[Goal of the exercise]:
Return each line containing the string "React".

#### Stored data

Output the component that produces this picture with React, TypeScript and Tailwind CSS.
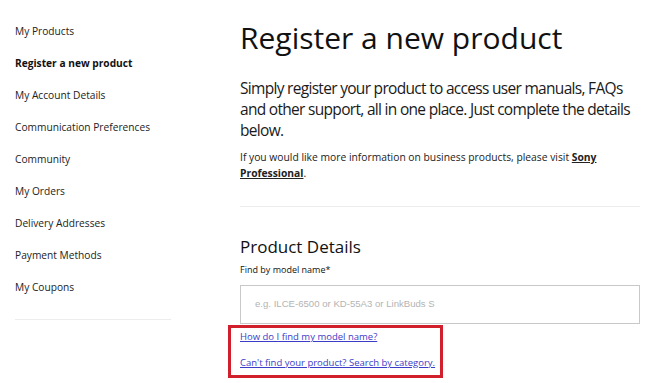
import React from 'react'

const navItems = [
  { label: 'My Products' },
  { label: 'Register a new product', active: true },
  { label: 'My Account Details' },
  { label: 'Communication Preferences' },
  { label: 'Community' },
  { label: 'My Orders' },
  { label: 'Delivery Addresses' },
  { label: 'Payment Methods' },
  { label: 'My Coupons' },
]

export default function App() {
  return (
    <main className="flex min-h-[383px] bg-white text-[#111] font-['Open_Sans',sans-serif]">
      <aside className="w-[240px] shrink-0 pl-[15px] pr-[69px] pt-[16px]">
        <ul>
          {navItems.map((item) => (
            <li
              key={item.label}
              className={`flex h-[32px] items-center text-[10.2px] ${item.active ? 'font-bold' : 'text-[#222]'}`}
            >
              {item.label}
            </li>
          ))}
        </ul>
        <div className="mt-[15px] border-t border-[#ececec]" />
      </aside>

      <section className="w-[400px] shrink-0 pt-[17px]">
        <h1 className="text-[30px] leading-[42px] font-normal">Register a new product</h1>

        <p className="mt-[19px] text-[15.5px] leading-[21px] tracking-[-0.045em] text-[#1a1a1a]">
          Simply register your product to access user manuals, FAQs and other support, all in one place. Just complete the details below.
        </p>
        <p className="mt-[8px] text-[10.3px] leading-[16px] text-[#222]">
          If you would like more information on business products, please visit{' '}
          <a className="font-bold underline">Sony</a>
          <br />
          <a className="font-bold underline">Professional</a>.
        </p>

        <div className="mt-[25px] border-t border-[#ececec]" />

        <h2 className="mt-[28px] text-[17px] leading-[24px]">Product Details</h2>
        <label className="mt-[4px] block text-[9px] leading-[14px]">Find by model name*</label>

        <div className="mt-[8px] flex h-[39px] items-center border border-[#c8c8c8] px-[14px]">
          <span className="font-['Liberation_Sans',sans-serif] text-[9.6px] text-[#b4b4b4]">
            e.g. ILCE-6500 or KD-55A3 or LinkBuds S
          </span>
        </div>

        <div className="-ml-[12px] mt-[1px] flex w-[215px] flex-col gap-[12px] border-[3px] border-[#d11f2b] pl-[9px] pr-[2px] pt-[2px] pb-[5px]">
          <a className="whitespace-nowrap text-[9.5px] leading-[14px] text-[#3c3cc8] underline">How do I find my model name?</a>
          <a className="whitespace-nowrap text-[9.5px] leading-[14px] text-[#3c3cc8] underline">Can't find your product? Search by category.</a>
        </div>
      </section>
    </main>
  )
}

########

[Task result]:
Output the component that produces this picture with React, TypeScript and Tailwind CSS.
import React from 'react'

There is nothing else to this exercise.